I haven’t. Water interruptions were very much part of my childhood. My brothers and I spent a lot of time fetching water from a deep-well in a corner of our labyrinthine family compound. We took turns pumping for water. No water, no bath.

And when the rains came, we dashed outdoors for a shower. We savoured the manna from heaven.

Decades later, after MWSS was privatized, things improved significantly. My father decided to close the deep-well.

Now, things are messed up again, but let’s not blame privatization. Sure, Manila Water messed up big time when it was unable to manage supply and demand, but there are other factors, too.

Policy failure

Past administrations did not develop new sources of water aside from Angat Dam.

The Aquino administration’s water boys say they’ve done a lot which was why there was no shortage during their time.

But at the end of the day, it’s not what an administration did, but it’s what it DID NOT DO that can trigger a crisis. The Duterte administration should keep this in mind.

The Aquino administration tried to develop new sources of water, but in the end it did not have enough time. Perhaps, it was too busy going after its enemies.

The lack of urban planning in the country – too many malls and condos – is also aggravating the problem. Of course, demand is a major culprit. We use water carelessly.

More importantly, we have a historically weak MWSS – which brings me back to my argument against reverse privatization.

The biggest water privatization in the world

In the Philippines, there are many arguments against privatization, including corporate greed.

Of course, corporations are greedy. They are capitalists, not social enterprises. But it’s the role of the regulator to make sure corporations do not bleed us dry.

Privatization is not perfect, but reverse privatization is not the solution. And let’s not forget, the most expensive kind of water is no water.

MWSS was privatized because it was inherently weak and inefficient by virtue of it being a government corporation. It is very difficult even today for any government corporation to procure materials and to get financing, things necessary to make a company work efficiently.

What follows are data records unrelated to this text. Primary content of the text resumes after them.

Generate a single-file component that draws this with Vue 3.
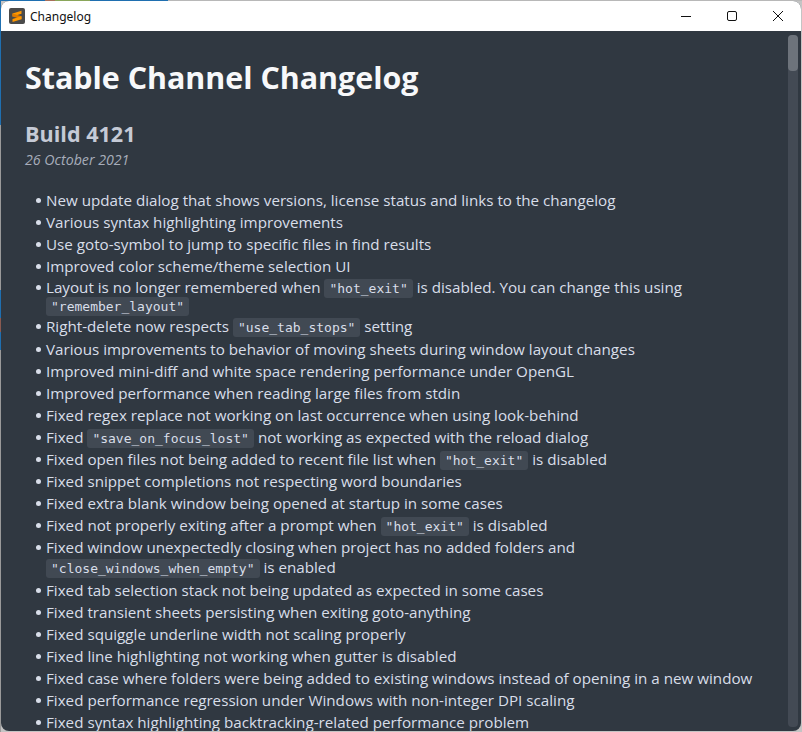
<script setup>
// each item is a list of parts, code parts are marked
const c = (text) => ({ code: true, text })

const items = [
  ['New update dialog that shows versions, license status and links to the changelog'],
  ['Various syntax highlighting improvements'],
  ['Use goto-symbol to jump to specific files in find results'],
  ['Improved color scheme/theme selection UI'],
  ['Layout is no longer remembered when ', c('"hot_exit"'), ' is disabled. You can change this using ', c('"remember_layout"')],
  ['Right-delete now respects ', c('"use_tab_stops"'), ' setting'],
  ['Various improvements to behavior of moving sheets during window layout changes'],
  ['Improved mini-diff and white space rendering performance under OpenGL'],
  ['Improved performance when reading large files from stdin'],
  ['Fixed regex replace not working on last occurrence when using look-behind'],
  ['Fixed ', c('"save_on_focus_lost"'), ' not working as expected with the reload dialog'],
  ['Fixed open files not being added to recent file list when ', c('"hot_exit"'), ' is disabled'],
  ['Fixed snippet completions not respecting word boundaries'],
  ['Fixed extra blank window being opened at startup in some cases'],
  ['Fixed not properly exiting after a prompt when ', c('"hot_exit"'), ' is disabled'],
  ['Fixed window unexpectedly closing when project has no added folders and ', c('"close_windows_when_empty"'), ' is enabled'],
  ['Fixed tab selection stack not being updated as expected in some cases'],
  ['Fixed transient sheets persisting when exiting goto-anything'],
  ['Fixed squiggle underline width not scaling properly'],
  ['Fixed line highlighting not working when gutter is disabled'],
  ['Fixed case where folders were being added to existing windows instead of opening in a new window'],
  ['Fixed performance regression under Windows with non-integer DPI scaling'],
  ['Fixed syntax highlighting backtracking-related performance problem'],
]

// a wrapped line holding only a code pill sits tighter
const endsInCode = (item) => item[item.length - 1].code === true
</script>

<template>
  <div class="desktop">
    <div class="window">
      <div class="titlebar">
        <svg class="app-icon" width="16" height="16" viewBox="0 0 16 16">
          <rect width="16" height="16" rx="2" fill="#4a4a4a" />
          <path d="M12.5 2.8v3L3.5 8.6v-3z" fill="#ff9800" />
          <path d="M3.5 5.6v3l9 2.6v-3z" fill="#e07b00" />
          <path d="M12.5 8.2v3L3.5 14v-3z" fill="#ff9800" />
        </svg>
        <span class="title">Changelog</span>
        <div class="controls">
          <svg width="46" height="30" viewBox="0 0 46 30">
            <path d="M18 15.5h10" stroke="#111" fill="none" />
          </svg>
          <svg width="46" height="30" viewBox="0 0 46 30">
            <rect x="18.5" y="10.5" width="9" height="9" rx="1.5" stroke="#111" fill="none" />
          </svg>
          <svg width="46" height="30" viewBox="0 0 46 30">
            <path d="M18 10l10 10M28 10L18 20" stroke="#111" fill="none" />
          </svg>
        </div>
      </div>
      <div class="body">
        <div class="content">
          <h1>Stable Channel Changelog</h1>
          <h2>Build 4121</h2>
          <p class="date">26 October 2021</p>
          <ul>
            <li v-for="(item, i) in items" :key="i" :class="{ tight: endsInCode(item) }">
              <template v-for="(part, j) in item" :key="j">
                <code v-if="part.code">{{ part.text }}</code>
                <template v-else>{{ part }}</template>
              </template>
            </li>
          </ul>
        </div>
        <div class="scrollbar">
          <div class="thumb"></div>
        </div>
      </div>
    </div>
  </div>
</template>

<style>
body {
  margin: 0;
  overflow: hidden;
}
</style>

<style scoped>
/* what shows of the desktop round the window */
.desktop {
  width: 802px;
  height: 732px;
  overflow: hidden;
  background:
    linear-gradient(90deg, #1f6fb0 0 45px, #a8705a 45px 55px, #8aa65a 55px 90px, #1f6fb0 90px 168px, #b8b8b8 168px) top / 100% 1px no-repeat,
    linear-gradient(180deg, #1f6fb0 0 125px, #9a9a9a 125px 290px, #1f6fb0 290px 318px, #8a5a50 318px 332px, #1f6fb0 332px 350px, #9a9a9a 350px) left / 1px 100% no-repeat,
    #c4c4c4;
}

.window {
  width: 800px;
  height: 730px;
  margin: 1px 0 0 1px;
  border-radius: 8px;
  overflow: hidden;
  display: flex;
  flex-direction: column;
  background: #303841;
  font-family: "Open Sans", sans-serif;
}

.titlebar {
  height: 30px;
  flex: none;
  display: flex;
  align-items: center;
  background: #fff;
  padding-left: 8px;
}

.app-icon {
  flex: none;
}

.title {
  margin-left: 5px;
  font-family: "Noto Sans", sans-serif;
  font-size: 12px;
  color: #111;
}

.controls {
  margin-left: auto;
  display: flex;
}

.body {
  flex: 1;
  min-height: 0;
  display: flex;
  overflow: hidden;
}

.content {
  flex: 1;
  min-width: 0;
  padding: 0 24px;
  color: #d8dee9;
  font-size: 15.2px;
  line-height: 20px;
}

h1 {
  margin: 27px 0 0;
  font-size: 30.4px;
  line-height: 40px;
  font-weight: 700;
  color: #f7f8fa;
}

h2 {
  margin: 21px 0 0;
  font-size: 21.6px;
  line-height: 30px;
  font-weight: 700;
  color: #c5cad6;
}

.date {
  margin: 2px 0 0;
  font-size: 14.2px;
  line-height: 18px;
  font-style: italic;
  color: #a7adba;
}

ul {
  list-style: none;
  margin: 21px 0 0;
  padding: 0 0 0 21px;
}

li {
  position: relative;
  margin-bottom: 2.1px;
}

li.tight {
  line-height: 18px;
  margin-top: 1px;
}

li::before {
  content: "";
  position: absolute;
  left: -10px;
  top: 8px;
  width: 5px;
  height: 5px;
  border-radius: 50%;
  background: #d8dee9;
}

li.tight::before {
  top: 7px;
}

code {
  font-family: "DejaVu Sans Mono", monospace;
  font-size: 13px;
  line-height: 1;
  padding: 2px 5px;
  border-radius: 3px;
  background: #414953;
  color: #d8dee9;
  white-space: nowrap;
}

.scrollbar {
  width: 10px;
  flex: none;
  margin: 4px 3px 4px 0;
  border-radius: 4px;
  background: #434a54;
}

.thumb {
  height: 36px;
  border-radius: 4px;
  background: #6d737b;
}
</style>
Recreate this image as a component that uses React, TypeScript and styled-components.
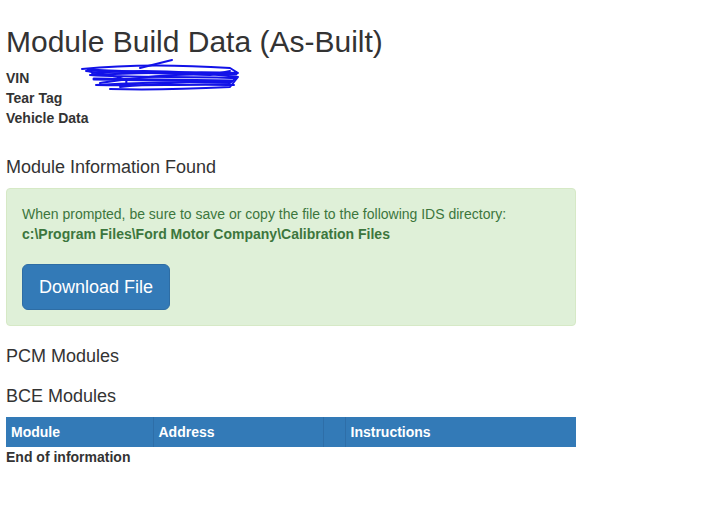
import React from 'react';
import styled, { createGlobalStyle } from 'styled-components';

const GlobalStyle = createGlobalStyle`
  body {
    margin: 0;
    background: #ffffff;
    font-family: "Liberation Sans", Arial, Helvetica, sans-serif;
    font-size: 14px;
    line-height: 20px;
    color: #333333;
  }
`;

const Page = styled.div`
  padding: 0 6px;
  width: 570px;
`;

const Title = styled.h1`
  margin: 25px 0 10px;
  font-size: 30px;
  font-weight: 400;
  line-height: 1.1;
  color: #333;
`;

const InfoList = styled.div`
  display: flex;
  flex-direction: column;
`;

const InfoRow = styled.div`
  display: flex;
  align-items: center;
  height: 20px;
  font-weight: 700;
  white-space: nowrap;
`;

const Label = styled.span`
  flex: none;
`;

const Section = styled.h3<{ $top: number }>`
  margin: ${(p) => p.$top}px 0 10px;
  font-size: 18px;
  font-weight: 400;
  line-height: 1.1;
  color: #333;
`;

const Alert = styled.div`
  background: #dff0d8;
  border: 1px solid #d6e9c6;
  border-radius: 4px;
  color: #3c763d;
  padding: 15px;
  margin-bottom: 21px;
`;

const AlertText = styled.p`
  margin: 0;
`;

const Path = styled.strong`
  display: block;
`;

const Button = styled.button`
  margin-top: 20px;
  display: inline-block;
  font-family: inherit;
  font-size: 18px;
  line-height: 24px;
  padding: 10px 16px;
  border-radius: 6px;
  border: 1px solid #2e6da4;
  background: #337ab7;
  color: #ffffff;
  cursor: pointer;
`;

const Table = styled.table`
  width: 100%;
  table-layout: fixed;
  border-collapse: collapse;
  margin-top: 11px;
`;

const Th = styled.th<{ $w?: number }>`
  box-sizing: border-box;
  background: #337ab7;
  color: #ffffff;
  text-align: left;
  font-weight: 700;
  height: 30px;
  padding: 0 5px;
  border-left: 1px solid #2e6ea8;
  width: ${(p) => (p.$w ? `${p.$w}px` : 'auto')};
  &:first-child {
    border-left: none;
  }
`;

const Footer = styled.div`
  font-weight: 700;
`;

const ScribbleMark = styled.svg`
  flex: none;
  margin-left: 50px;
  margin-top: -4px;
`;

const Scribble = () => (
  <ScribbleMark width="164" height="34" viewBox="0 0 162 34">
    <g fill="none" stroke="#1212e8" strokeWidth="2" strokeLinecap="round" strokeLinejoin="round">
      <path d="M2 10 C40 6 90 5 150 9 L158 14 C120 12 60 14 10 16 C50 19 110 17 156 19 L150 24 C100 22 50 24 16 26 C60 27 110 25 154 26" />
      <path d="M6 12 C30 16 60 20 40 28 C70 25 120 22 146 22" />
      <path d="M60 9 L92 1" />
      <path d="M20 24 C50 20 90 14 130 16 L150 12" />
      <path d="M12 14 C60 10 110 12 158 18 L150 28 C110 30 60 31 30 30" />
      <path d="M8 11 C50 13 100 15 156 15 M14 20 C60 21 110 21 152 22" strokeWidth="3" />
    </g>
  </ScribbleMark>
);

export default function App() {
  return (
    <Page>
      <GlobalStyle />
      <Title>Module Build Data (As-Built)</Title>
      <InfoList>
        <InfoRow>
          <Label>VIN</Label>
          <Scribble />
        </InfoRow>
        <InfoRow>
          <Label>Tear Tag</Label>
        </InfoRow>
        <InfoRow>
          <Label>Vehicle Data</Label>
        </InfoRow>
      </InfoList>
      <Section $top={30}>Module Information Found</Section>
      <Alert>
        <AlertText>When prompted, be sure to save or copy the file to the following IDS directory:</AlertText>
        <Path>c:\Program Files\Ford Motor Company\Calibration Files</Path>
        <Button>Download File</Button>
      </Alert>
      <Section $top={20}>PCM Modules</Section>
      <Section $top={20}>BCE Modules</Section>
      <Table>
        <thead>
          <tr>
            <Th $w={147}>Module</Th>
            <Th $w={170}>Address</Th>
            <Th $w={22}></Th>
            <Th>Instructions</Th>
          </tr>
        </thead>
      </Table>
      <Footer>End of information</Footer>
    </Page>
  );
}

Before it was privatized, MWSS consumers had water for only 16 hours a day. Mark Dumol, the chief of staff of Gregorio Vigilar, the former public works secretary who led the privatization of MWSS, gave a glimpse of the MWSS at the time.

“There was a general attitude among (MWSS) employees of trying to extract as many benefits as possible from a company with as little effort as possible. In board meetings, the best prepared presentations were those that involved requests for increases in benefits. Other presentations, including those for critical projects were often poorly prepared,” Dumol said in his Diary of the World’s Largest Water Privatization.

So let’s not call for reverse privatization. We are a developing country with an inefficient government system. Let’s not have illusions on its abilities. State ownership can work, but only if the government is efficient.

Even a developed country like the United Kingdom privatized many of its services. Didn’t Margaret Thatcher show the world that privatization can succeed?

What we need is a strong regulator, one that will make sure we get what we pay for from concessionaires. We also need a concession agreement that is fair for everyone, one that allows for penalties when a concessionaire f*cks up.

Real solutions

In the end, we need real solutions, not palliatives. But let’s be wary of alternatives from wolves in sheep’s clothing. Present day cronies, for instance, may use the situation to get into the water business in Metro Manila and beyond. They will promise us the moon and the stars, and this time, water, too.